Direction: Pick out every line holding the string "down" and copy it.

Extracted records
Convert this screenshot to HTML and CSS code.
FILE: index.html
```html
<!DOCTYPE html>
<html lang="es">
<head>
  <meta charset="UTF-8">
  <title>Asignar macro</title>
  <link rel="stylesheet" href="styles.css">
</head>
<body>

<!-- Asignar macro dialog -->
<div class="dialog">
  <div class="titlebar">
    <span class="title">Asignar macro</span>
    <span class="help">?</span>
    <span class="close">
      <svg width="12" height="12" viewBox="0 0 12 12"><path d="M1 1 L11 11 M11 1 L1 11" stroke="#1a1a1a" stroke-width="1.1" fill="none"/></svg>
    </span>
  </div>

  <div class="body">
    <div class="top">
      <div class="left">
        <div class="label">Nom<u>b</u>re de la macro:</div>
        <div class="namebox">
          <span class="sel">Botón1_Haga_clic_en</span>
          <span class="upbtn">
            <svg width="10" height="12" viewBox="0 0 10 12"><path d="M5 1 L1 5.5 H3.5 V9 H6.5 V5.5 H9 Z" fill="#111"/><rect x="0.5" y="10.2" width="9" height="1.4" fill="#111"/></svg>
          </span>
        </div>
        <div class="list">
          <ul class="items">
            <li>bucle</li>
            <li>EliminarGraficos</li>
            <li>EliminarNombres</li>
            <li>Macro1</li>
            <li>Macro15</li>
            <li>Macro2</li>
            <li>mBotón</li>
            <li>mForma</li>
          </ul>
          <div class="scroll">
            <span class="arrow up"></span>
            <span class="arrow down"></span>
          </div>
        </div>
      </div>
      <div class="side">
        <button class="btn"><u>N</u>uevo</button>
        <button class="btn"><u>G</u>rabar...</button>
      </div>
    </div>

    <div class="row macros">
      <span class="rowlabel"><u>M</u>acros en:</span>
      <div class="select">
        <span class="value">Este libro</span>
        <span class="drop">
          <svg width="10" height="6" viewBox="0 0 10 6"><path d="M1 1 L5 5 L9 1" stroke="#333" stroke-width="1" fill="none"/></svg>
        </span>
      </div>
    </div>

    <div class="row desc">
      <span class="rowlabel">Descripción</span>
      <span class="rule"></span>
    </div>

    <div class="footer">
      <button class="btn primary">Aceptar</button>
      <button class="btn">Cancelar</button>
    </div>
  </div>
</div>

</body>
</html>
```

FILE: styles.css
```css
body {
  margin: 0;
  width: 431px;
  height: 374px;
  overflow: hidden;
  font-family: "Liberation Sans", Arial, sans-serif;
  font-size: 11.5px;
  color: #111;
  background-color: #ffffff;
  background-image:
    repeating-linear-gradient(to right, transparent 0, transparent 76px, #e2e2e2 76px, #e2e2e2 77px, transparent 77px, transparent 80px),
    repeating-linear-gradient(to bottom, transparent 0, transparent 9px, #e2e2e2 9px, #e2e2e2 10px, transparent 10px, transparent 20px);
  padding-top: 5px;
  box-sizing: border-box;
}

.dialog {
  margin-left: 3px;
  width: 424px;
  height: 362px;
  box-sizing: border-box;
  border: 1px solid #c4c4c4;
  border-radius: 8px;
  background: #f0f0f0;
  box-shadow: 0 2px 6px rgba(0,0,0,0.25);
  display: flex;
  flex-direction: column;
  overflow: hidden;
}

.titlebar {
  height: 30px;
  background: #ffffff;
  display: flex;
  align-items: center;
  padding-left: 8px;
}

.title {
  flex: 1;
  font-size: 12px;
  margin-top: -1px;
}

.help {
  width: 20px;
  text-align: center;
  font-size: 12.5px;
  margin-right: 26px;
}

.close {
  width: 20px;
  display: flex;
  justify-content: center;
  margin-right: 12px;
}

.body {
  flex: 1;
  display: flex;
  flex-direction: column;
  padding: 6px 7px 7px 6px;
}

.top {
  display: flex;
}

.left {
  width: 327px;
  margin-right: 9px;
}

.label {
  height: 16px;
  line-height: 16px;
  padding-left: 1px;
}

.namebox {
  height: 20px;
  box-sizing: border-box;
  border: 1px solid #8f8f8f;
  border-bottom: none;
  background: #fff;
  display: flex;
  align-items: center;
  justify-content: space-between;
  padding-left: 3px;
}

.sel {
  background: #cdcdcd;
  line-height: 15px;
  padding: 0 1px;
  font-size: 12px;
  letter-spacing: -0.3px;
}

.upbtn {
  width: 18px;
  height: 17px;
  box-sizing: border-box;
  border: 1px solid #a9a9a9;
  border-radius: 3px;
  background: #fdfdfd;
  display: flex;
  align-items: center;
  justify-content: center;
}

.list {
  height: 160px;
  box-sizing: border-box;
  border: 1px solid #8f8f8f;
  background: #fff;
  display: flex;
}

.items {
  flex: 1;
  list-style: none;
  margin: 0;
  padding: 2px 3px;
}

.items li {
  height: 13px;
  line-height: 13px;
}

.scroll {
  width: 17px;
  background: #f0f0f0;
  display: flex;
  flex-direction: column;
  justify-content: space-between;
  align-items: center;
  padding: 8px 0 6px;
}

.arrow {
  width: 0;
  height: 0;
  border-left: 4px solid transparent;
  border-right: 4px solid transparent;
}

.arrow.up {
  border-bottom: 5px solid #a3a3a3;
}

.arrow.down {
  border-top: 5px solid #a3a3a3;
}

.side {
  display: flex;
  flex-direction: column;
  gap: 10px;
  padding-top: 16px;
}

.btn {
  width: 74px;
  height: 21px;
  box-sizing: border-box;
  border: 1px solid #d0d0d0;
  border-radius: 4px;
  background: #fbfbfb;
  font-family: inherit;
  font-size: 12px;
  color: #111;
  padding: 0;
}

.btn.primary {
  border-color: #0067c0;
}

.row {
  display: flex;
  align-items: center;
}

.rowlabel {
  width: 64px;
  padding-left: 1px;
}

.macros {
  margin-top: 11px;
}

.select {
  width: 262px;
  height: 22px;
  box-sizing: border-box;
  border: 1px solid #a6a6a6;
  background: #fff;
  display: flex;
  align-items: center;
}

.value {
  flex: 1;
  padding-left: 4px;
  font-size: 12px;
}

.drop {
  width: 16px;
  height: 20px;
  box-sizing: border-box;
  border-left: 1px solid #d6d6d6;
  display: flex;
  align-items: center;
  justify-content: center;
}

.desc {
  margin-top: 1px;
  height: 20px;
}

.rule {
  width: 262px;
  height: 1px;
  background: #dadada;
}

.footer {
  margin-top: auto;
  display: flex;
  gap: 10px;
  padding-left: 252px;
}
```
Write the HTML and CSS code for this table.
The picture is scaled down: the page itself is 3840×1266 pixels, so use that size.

Correct answer:
            <span class="arrow down"></span>
.arrow.down {
The picture is scaled down: the page itself is 3840×1266 pixels, so use that size.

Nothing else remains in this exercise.